ORLANDO, Fla. — The nation’s amusement ride industry lacks a proper set of checks and balances, according to certified ride safety inspector Ken Martin. That’s all the more reason he says an independent team should lead the ongoing investigation of last week’s ICON Park tragedy, when 14-year-old Tyre Sampson fell to his death from the park’s 430-foot Free Fall ride.
“We need to determine whether it was criminal or not,” Martin said. “And I don't think the local sheriff’s department, I don't think the Florida Department of Agriculture can be in that position because of the political climate regarding amusement rides in the state of Florida."
After nearly 30 years of working as a certified amusement ride inspector, Martin says he’s been deposed hundreds of times, testifying in court about several amusement ride tragedies. He says ultimately, rides would be much safer — and many of these tragedies could be avoided — if the industry faced bigger consequences for its mistakes.
Right now, at a national level, fixed amusement rides are “self-regulated, so they can basically do what they want to do,” Martin said. Fixed amusement rides, he says, are those permanently affixed to a concrete foundation at least 98 percent of the time; there are also portable rides, which are transported between places like carnivals and fairs.
“Yes, we have general consensus standards people use as a guideline,” Martin said. But those guidelines, set by the American Society for Testing and Materials, aren’t actually law.
“Even if somebody were to violate these consensus standards … there’s no form of punishment or fine, a reprimand or anything like that,” Martin said. “There needs to be more oversight, and it needs to come from the national level. It really does.”
Ride manual versus ride reality
Since Sampson’s tragic death Thursday night, Spectrum News has acquired the Orlando Free Fall’s manual and learned the rider weight limit was roughly 286 pounds. In an interview with CNN, Tyre Sampson’s father said his late son weighed roughly 330 pounds.
An image of Sampson and his friends on the ride that’s been circulating on social media shows his shoulder harness wasn’t properly positioned before the ride went up.
But ultimately, that responsibility doesn’t fall on Sampson, or any other rider for that matter, Martin says. Rather, it’s up to amusement ride operators to ensure their patrons meet all requirements to safely ride.
“This young, 14-year-old boy did not fit the ride. Therefore, the owner/operator should have restricted him from the ride,” Martin said. “They failed miserably.”
The ride’s manual also mentions passengers must be at least 125 centimeters tall, so the shoulder restraint “and seat belts” will properly fit. But the Orlando Free Fall at ICON Park has no seat belts.
There’s only one other version of this specific ride in existence: Dollywood’s Drop Line ride, which has also been temporarily closed following Sampson’s death. However, the ride manual Spectrum News obtained referencing seatbelts clearly specifies: it’s for the Orlando Free Fall.

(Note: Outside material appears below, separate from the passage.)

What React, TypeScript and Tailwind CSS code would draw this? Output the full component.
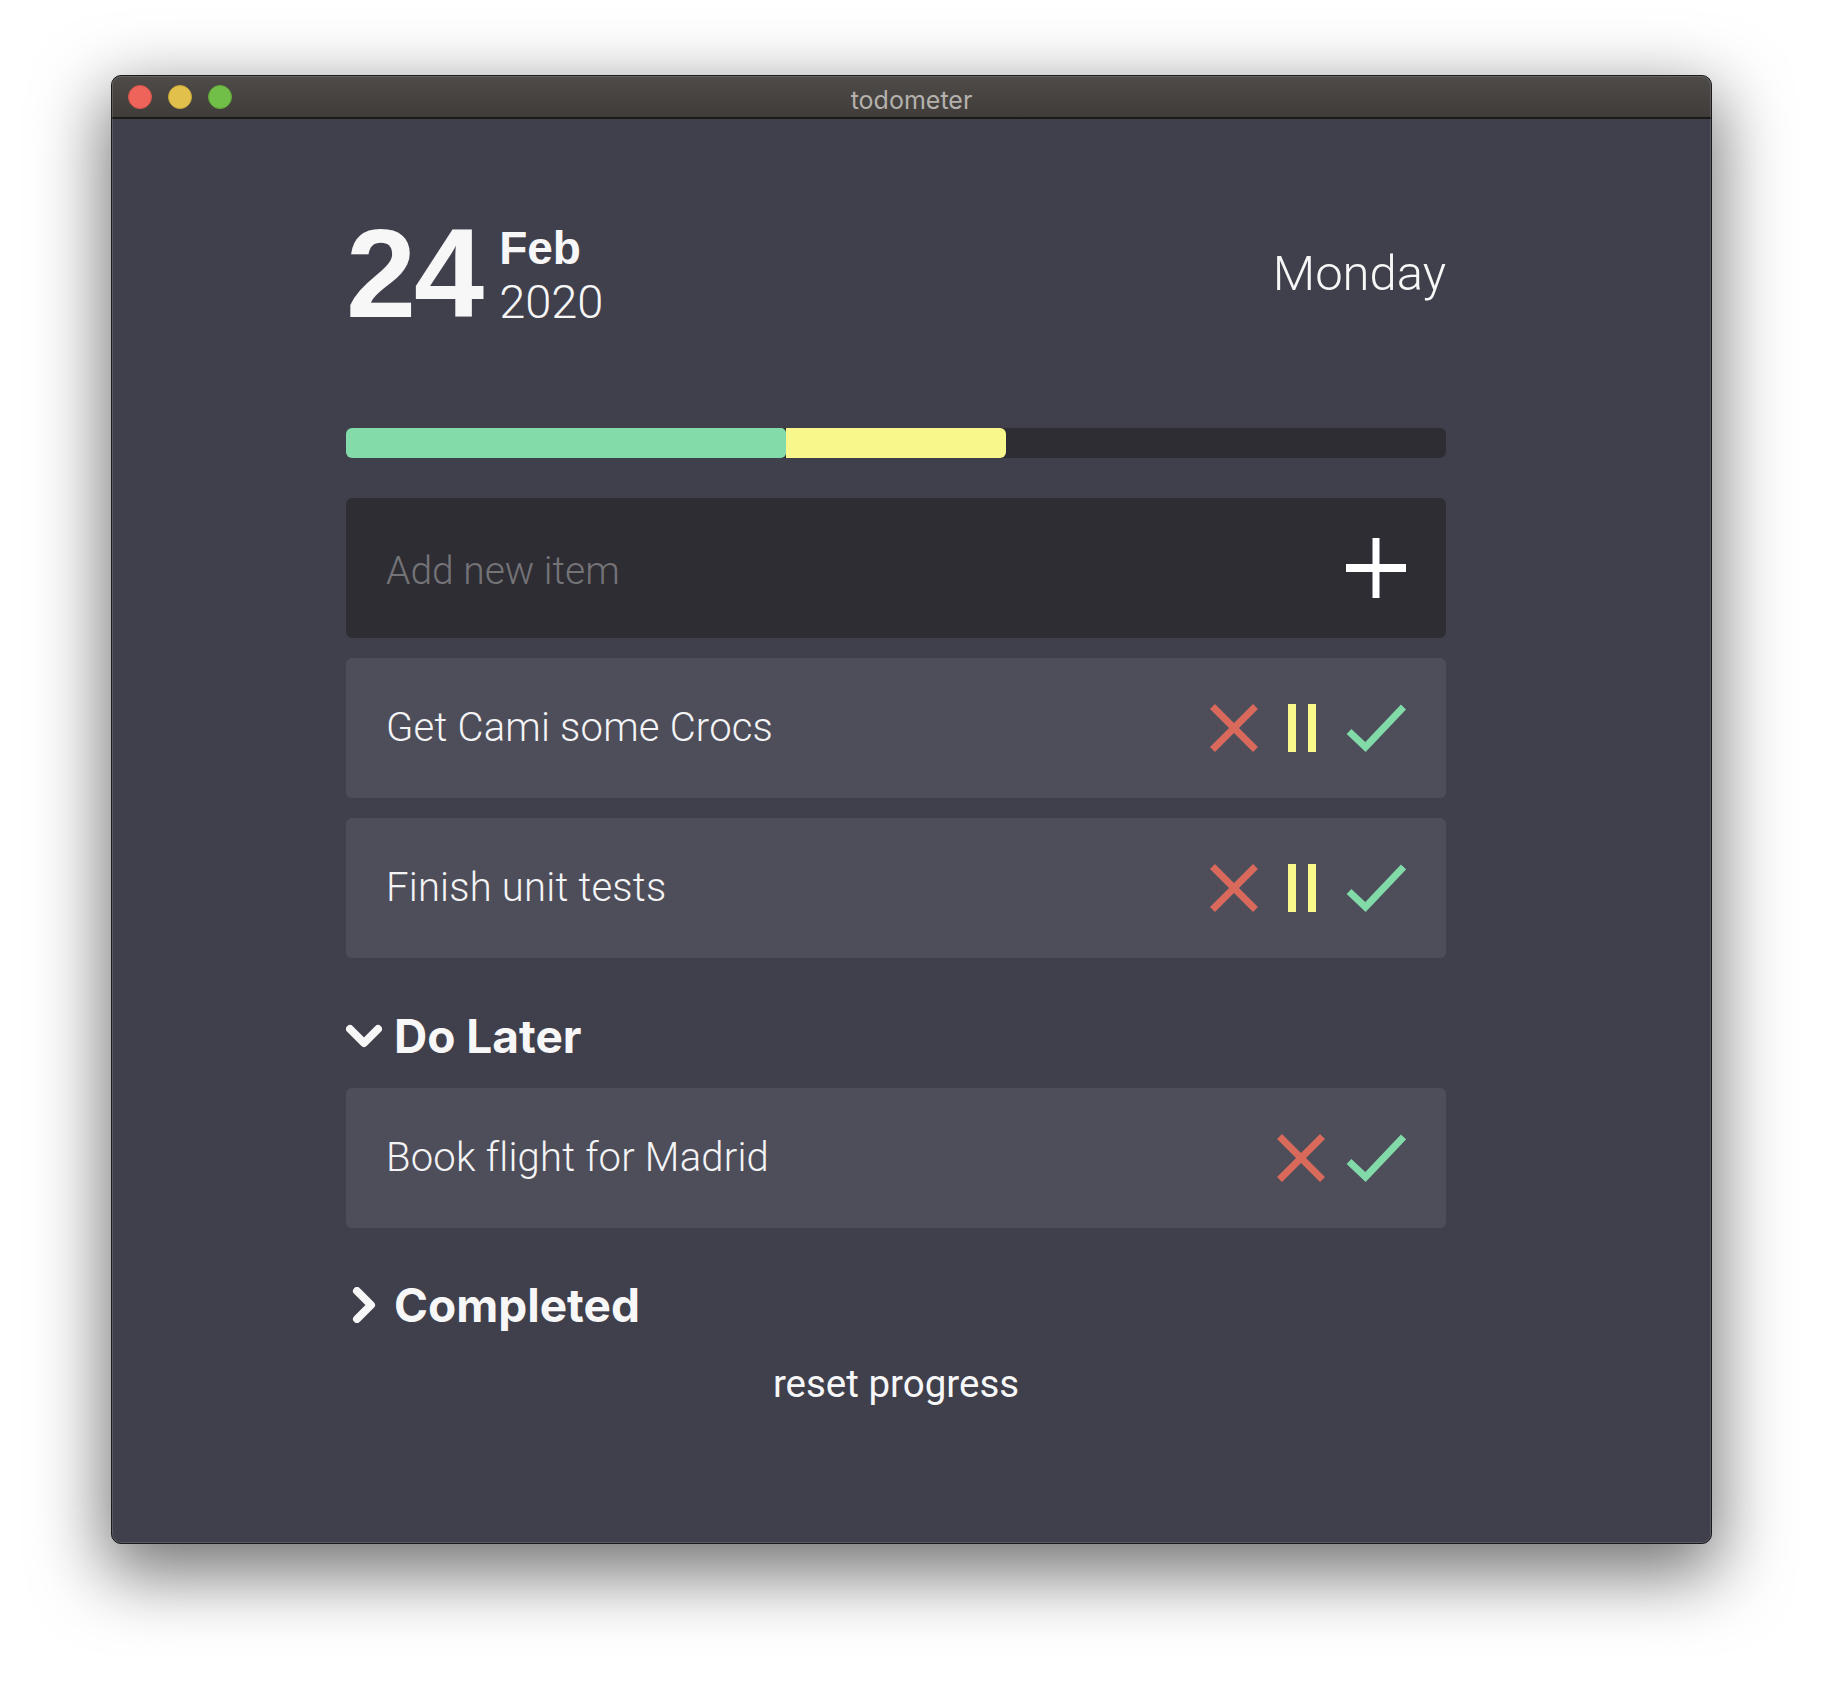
import React from 'react';

type Todo = { text: string; pausable: boolean };

const active: Todo[] = [
  { text: 'Get Cami some Crocs', pausable: true },
  { text: 'Finish unit tests', pausable: true },
];

const later: Todo[] = [{ text: 'Book flight for Madrid', pausable: false }];

const XIcon = () => (
  <svg width="48" height="48" viewBox="0 0 48 48" fill="none">
    <path d="M2.5 2.5L45.5 45.5M45.5 2.5L2.5 45.5" stroke="#d9695b" strokeWidth="7" />
  </svg>
);

const PauseIcon = () => (
  <svg width="46" height="48" viewBox="0 0 46 48">
    <rect x="9" y="0" width="8" height="48" fill="#f8f88b" />
    <rect x="29" y="0" width="8" height="48" fill="#f8f88b" />
  </svg>
);

const CheckIcon = () => (
  <svg width="60" height="48" viewBox="0 0 60 48" fill="none">
    <path d="M3 27.5L19.5 43L57.5 3" stroke="#82daa9" strokeWidth="7" />
  </svg>
);

const Chevron = ({ open }: { open: boolean }) => (
  <svg
    width="36"
    height="36"
    viewBox="0 0 36 36"
    fill="none"
    className={open ? '' : '-rotate-90'}
  >
    <path
      d="M4 11L18 25L32 11"
      stroke="#f7f7f8"
      strokeWidth="8"
      strokeLinecap="round"
      strokeLinejoin="round"
    />
  </svg>
);

const TodoRow = ({ item }: { item: Todo }) => (
  <div className="flex h-[140px] items-center justify-between rounded-[6px] bg-[#4e4e5a] px-[40px]">
    <span className="font-['Roboto',sans-serif] text-[40px] font-light leading-none tracking-[0.2px] text-[#f4f4f6]">
      {item.text}
    </span>
    <div className="flex items-center gap-[21px]">
      <XIcon />
      {item.pausable && <PauseIcon />}
      <CheckIcon />
    </div>
  </div>
);

const Section = ({ title, open }: { title: string; open: boolean }) => (
  <div className="flex items-center gap-[12px]">
    <Chevron open={open} />
    <h2 className="font-['Inter',sans-serif] text-[46px] font-bold leading-none text-[#f7f7f8]">
      {title}
    </h2>
  </div>
);

export default function App() {
  return (
    <div className="h-[1692px] w-[1824px] bg-white pl-[111px] pt-[75px]">
      <div className="relative flex h-[1469px] w-[1601px] flex-col overflow-hidden rounded-[10px] border border-[#1a1a1c] bg-[#40404c] shadow-[0_24px_70px_6px_rgba(0,0,0,0.55)]">
        {/* title bar */}
        <div className="relative flex h-[43px] shrink-0 items-center border-b-2 border-[#1b1a19] bg-gradient-to-b from-[#4f4b48] to-[#3f3c3a]">
          <div className="ml-[16px] flex items-center gap-[16px]">
            <span className="h-[24px] w-[24px] rounded-full border border-[#d5534a] bg-[#ee645a]" />
            <span className="h-[24px] w-[24px] rounded-full border border-[#c9a83c] bg-[#e1c04b]" />
            <span className="h-[24px] w-[24px] rounded-full border border-[#5fa83a] bg-[#71be48]" />
          </div>
          <span className="absolute left-1/2 top-[12px] -translate-x-1/2 font-['Inter',sans-serif] text-[25px] leading-none text-[#b4b1ad]">
            todometer
          </span>
        </div>

        {/* content */}
        <div className="ml-[234px] flex w-[1100px] flex-col pt-[92px]">
          <div className="flex items-start justify-between">
            <div className="flex items-start">
              <span className="font-['Liberation_Sans',Arial,sans-serif] text-[126px] font-bold leading-none tracking-[-2px] text-[#f7f7f8]">
                24
              </span>
              <div className="ml-[17px] mt-[14px] flex flex-col">
                <span className="font-['Liberation_Sans',Arial,sans-serif] text-[46px] font-bold leading-none text-[#f7f7f8]">
                  Feb
                </span>
                <span className="mt-[7px] font-['Roboto',sans-serif] text-[47px] font-light leading-none text-[#f7f7f8]">
                  2020
                </span>
              </div>
            </div>
            <span className="mt-[38px] font-['Roboto',sans-serif] text-[49px] font-light leading-none text-[#f7f7f8]">
              Monday
            </span>
          </div>

          {/* progress */}
          <div className="mt-[91px] flex h-[30px] overflow-hidden rounded-[6px] bg-[#2e2d34]">
            <div className="h-full w-[40%] rounded-r-[5px] bg-[#84dbaa]" />
            <div className="h-full w-[20%] rounded-r-[6px] bg-[#f7f78b]" />
          </div>

          {/* add item */}
          <div className="mt-[40px] flex h-[140px] items-center justify-between rounded-[6px] bg-[#2e2d34] px-[40px]">
            <input
              className="mt-[7px] flex-1 bg-transparent font-['Roboto',sans-serif] text-[39px] font-light text-[#f4f4f6] outline-none placeholder:text-[#747377]"
              placeholder="Add new item"
            />
            <svg width="60" height="60" viewBox="0 0 60 60">
              <rect x="26.5" y="0" width="7" height="60" fill="#ffffff" />
              <rect x="0" y="26" width="60" height="8" fill="#ffffff" />
            </svg>
          </div>

          <div className="mt-[20px] flex flex-col gap-[20px]">
            {active.map((t) => (
              <TodoRow key={t.text} item={t} />
            ))}
          </div>

          <div className="mt-[55px]">
            <Section title="Do Later" open />
          </div>
          <div className="mt-[29px] flex flex-col gap-[20px]">
            {later.map((t) => (
              <TodoRow key={t.text} item={t} />
            ))}
          </div>

          <div className="mt-[54px]">
            <Section title="Completed" open={false} />
          </div>

          <button className="mt-[37px] self-center font-['Roboto',sans-serif] text-[38.5px] leading-none text-[#f7f7f8]">
            reset progress
          </button>
        </div>

        <div className="pointer-events-none absolute inset-0 rounded-[9px] shadow-[inset_0_0_0_1px_rgba(255,255,255,0.14)]" />
      </div>
    </div>
  );
}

When asked why there might be such a discrepancy, with the manual referencing seat belts that don’t actually exist on the ride, Martin didn’t hide his frustration. Such discrepancies on amusement rides are unfortunately nothing new to him, he says.

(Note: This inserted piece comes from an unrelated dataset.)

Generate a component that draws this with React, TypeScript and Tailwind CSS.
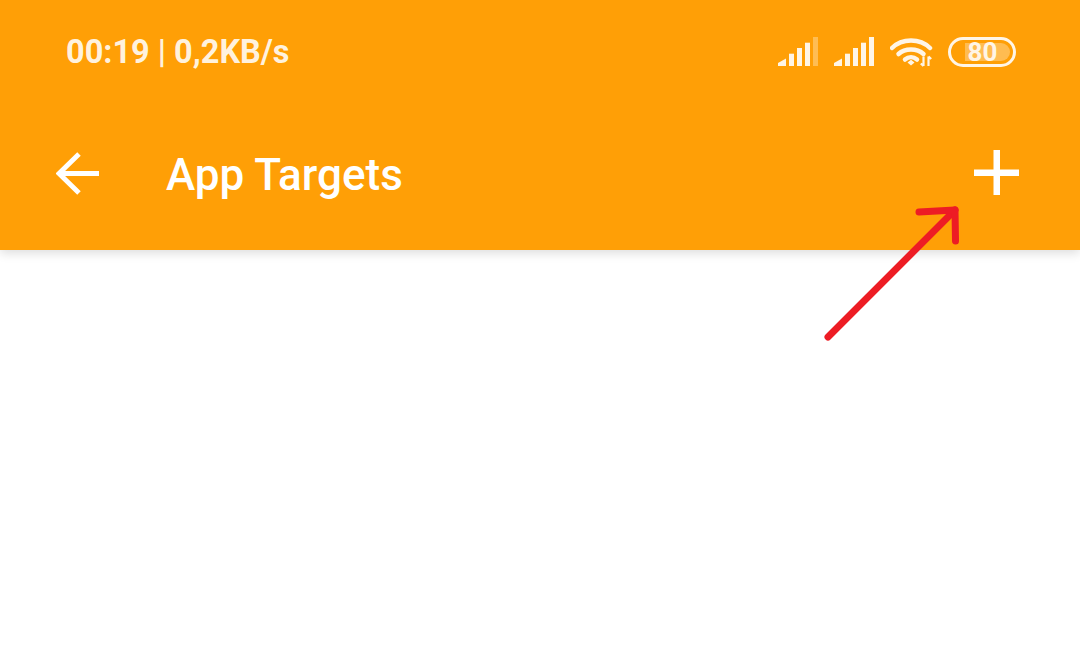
function Signal({ dim }: { dim?: boolean }) {
  return (
    <svg width="40" height="30" viewBox="0 0 40 30" fill="#fff5e6">
      <path d="M0 29V26L8 21.500V29Z" />
      <rect x="11" y="16.700" width="5" height="12.300" />
      <rect x="19" y="11" width="5" height="18" />
      <rect x="27" y="5.700" width="5" height="23.300" />
      <rect x="35" y="0" width="5" height="29" opacity={dim ? 0.35 : 1} />
    </svg>
  );
}

function Wifi() {
  return (
    <svg width="44" height="30" viewBox="0 0 44 30" fill="none" stroke="#fff5e6" strokeWidth="4.500">
      <path d="M2 11C12 1 30 1 40 11" strokeLinecap="round" />
      <path d="M8.500 17C15 11 27 11 33.500 17" strokeLinecap="round" />
      <path d="M15 22.500C18.500 19.500 23.500 19.500 27 22.500" strokeLinecap="round" />
      <path d="M17.500 25.500L21 22.800L24.500 25.500L21 28.500Z" fill="#fff5e6" stroke="none" />
      <path d="M33.500 19.500V29M30.800 26.500L33.500 29" strokeWidth="2.200" />
      <path d="M38.500 29V19.500M41.200 22L38.500 19.500" strokeWidth="2.200" />
    </svg>
  );
}

function Battery() {
  return (
    <div className="relative flex h-[30px] w-[68px] items-center justify-center rounded-full border-[3px] border-[#fff5e6]">
      <div className="absolute right-[3px] top-[3px] h-[18px] w-[45px] rounded-r-full bg-white/30" />
      <span className="relative ml-[1px] text-[26px] font-bold leading-none text-[#fff5e6]">80</span>
    </div>
  );
}

export default function App() {
  return (
    <div className="min-h-screen overflow-hidden bg-white font-['Roboto',sans-serif]">
      <header className="h-[250px] bg-[#ff9f06] shadow-[0_3px_10px_rgba(0,0,0,0.14)]">
        {/* Status bar */}
        <div className="flex items-center justify-between pl-[66px] pr-[64px] pt-[36px]">
          <span className="text-[32.500px] font-bold leading-[32px] text-[#fff2de]">00:19 | 0,2KB/s</span>
          <div className="flex items-center">
            <Signal dim />
            <div className="ml-4">
              <Signal />
            </div>
            <div className="ml-4">
              <Wifi />
            </div>
            <div className="ml-[14px]">
              <Battery />
            </div>
          </div>
        </div>

        {/* Toolbar */}
        <div className="mt-[80px] flex items-center pl-[56px] pr-[61px]">
          <svg className="mb-[1px]" width="44" height="44" viewBox="0 0 44 44" fill="none" stroke="#fff" strokeWidth="5">
            <path d="M43 21.500H4" />
            <path d="M23 2L3 21.500L23 41" />
          </svg>
          <h1 className="ml-[66px] mt-[2px] text-[44px] font-medium leading-[50px] text-white">App Targets</h1>
          <svg className="mb-[3px] ml-auto" width="45" height="45" viewBox="0 0 45 45" fill="#fff">
            <rect x="19.500" y="0" width="6.500" height="45" />
            <rect x="0" y="19.500" width="45" height="6.500" />
          </svg>
        </div>
      </header>

      {/* Annotation arrow */}
      <svg
        className="absolute left-[820px] top-[200px]"
        width="145"
        height="145"
        viewBox="820 200 145 145"
        fill="none"
        stroke="#ed1c24"
        strokeWidth="7"
        strokeLinecap="round"
        strokeLinejoin="round"
      >
        <path d="M828 337L955 210" />
        <path d="M919 212L955 210L955.500 241" />
      </svg>
    </div>
  );
}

“Welcome to my nightmare,” he said.
“You are the last inspector”
Meredith Sowers, an avid theme park fan, said she felt personally affected by Sampson’s death. The Kissimmee mom and Disney fanatic is now reflecting on her past experiences on thrill rides, and how she’ll feel about riding in the future.
“It’s an absolute tragedy,” Sowers said of Sampson’s death. “I’ve always been fearful of hearing that something like this has happened.”
She says she’s especially perturbed by the fact Sampson was likely too large for the ride.
“Personally, as somebody especially who is larger in size, I’m always self-conscious as to whether or not I’m gonna fit on the ride,” Sowers said. “And even if I do, to their standards, I always have anxiety as to really, whether or not I am truly safe.”
She doesn’t really have any suggestions for polite ways staff could decline guests who weigh too much for a given ride. But that’s not something staff should be worried about anyway, Sowers says.
“You know what? Those workers — they’re gonna ruin people’s days,” Sowers said. “But know, at least, you’re saving a life. And honestly, that is more important.”
Although she hasn’t ridden the Orlando Free Fall – and doesn’t plan to, assuming it reopens – Sowers says she enjoys other thrill rides, including Disney Land’s 183-foot-tall Guardians of the Galaxy. A few times in the past, she says she felt impatient waiting for ride operators to complete their safety checks. But now, Sowers says, she fully realizes why operators must be so careful.
“It’s all about safety, and sometimes we just need to take a step back and realize that they’re doing their job for a reason, and we should feel secure on the ride,” Sowers said.
At least, that’s the ideal. But given how fragmented the amusement ride industry’s regulatory system is, Martin says, it’s crucial for riders to be vigilant, too.
“You, yourself, are the last inspector when you get on a ride,” Martin advised. “If something doesn't look, sound or feel right: stop.”